We reported last month that Gov. Mike Beebe, lawmakers, and various stakeholders were in discussion about the possibility of state-funded testing and monitoring on the C & H hog farm in Mt. Judea, which has sparked controversy because of its location by a tributary of the Buffalo River. The testing and monitoring would be conducted by water experts from the University of Arkansas and paid for via state rainy day funds, pending legislative approval. Now we’re hearing murmurs that the idea may have hit a roadblock because of resistance from Cargill, which owns the hogs and is the farm’s sole buyer.
Yesterday, I received an anonymous email from someone claiming to be a state legislator, which stated “it is my understanding that U of A, Farm Bureau, and the Farmers support the testing but Cargill isn’t on board.” I cannot confirm that this actually came from a legislator, though at least one person heavily involved in negotiations over the possible testing program said off the record that it had.
Matt DeCample, spokesman for Gov. Beebe, said, “We are starting to get some pushback from Cargill, so that’s something to be worked out. [Cargill has] resistance to the idea of ongoing university monitoring…currently that’s the biggest obstacle.” DeCample said that governor’s office had not spoken to Cargill directly but had heard from others involved in the negotiations that Cargill was resistant.
Cargill spokesman Mike Martin said that the company had not taken a position and was unable to comment until they saw an actual proposal.
“We have not taken anything off the table at this point. It it ultimately the property of the farm owners. It’s ultimately their decision. In terms of how we feel about it, we’d have to analyze what’s being proposed before we can comment. If the question is, ‘Do we have some concerns about monitoring?’ — the answer is that we would have to see what’s proposed because it depends on how it’s done and what’s being done, who’s doing it, who’s going to be involved in analyzing it, how it’s going to be reported.”
The Arkansas Farm Bureau declined to comment specifically on Cargill’s role. “Should all those involved agree that a third-party study is in the best interest of this family farm, we are certainly supportive of that effort,” spokesman Steve Eddington said. “We understand those discussions are ongoing.”
I was in Mt. Judea a few weeks back and asked C&H farmer Jason Henson about the possible testing program and he said it was “yet to be determined. It’s up to several different people and groups.” He said he was for it “because I think it will prove that everything we’re doing is scientifically sound.”
After the jump, the full anonymous email, signed “a concerned Arkansas legislator.”
To Whom it May Concern:
There is an interesting rumor floating around the Capitol that Cargill is against the proposed water quality testing offered by the Governor and the UofA. It is my understanding that UofA, Farm Bureau, and the Farmers support the testing but Cargill isn’t on board. The Farm Families are afraid to buck Cargill for fear of losing their contract and everything they own.

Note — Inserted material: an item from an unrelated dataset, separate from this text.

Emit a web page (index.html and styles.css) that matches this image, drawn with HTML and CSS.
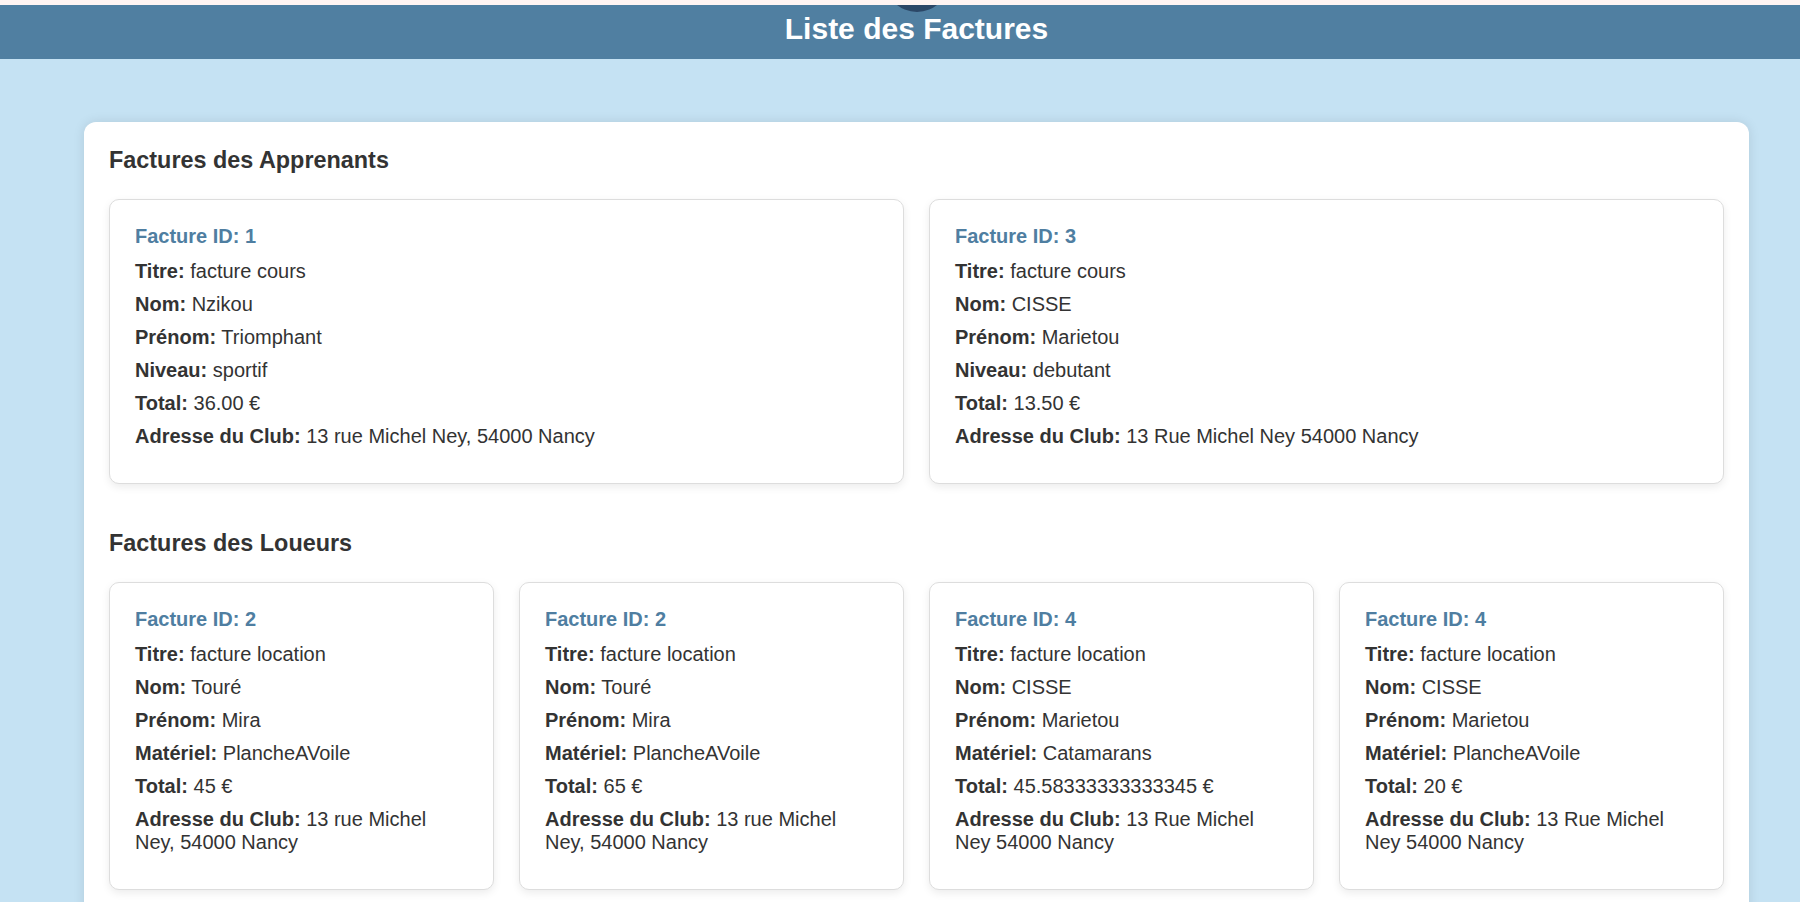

I can’t get anyone to confirm this rumor. Beau Bishop with Farm Bureau and Mark Cochran with UofA both tell me that UofA is still working on a proposal. I’m not sure why Cargill is opposed but I hear Farm Bureau and the farmers want to know if the farm is polluting. They don’t believe it is but want to fix it if it something isn’t working.
I hope you can find out more but it sounds like Cargill is actually being the bully we all think they are.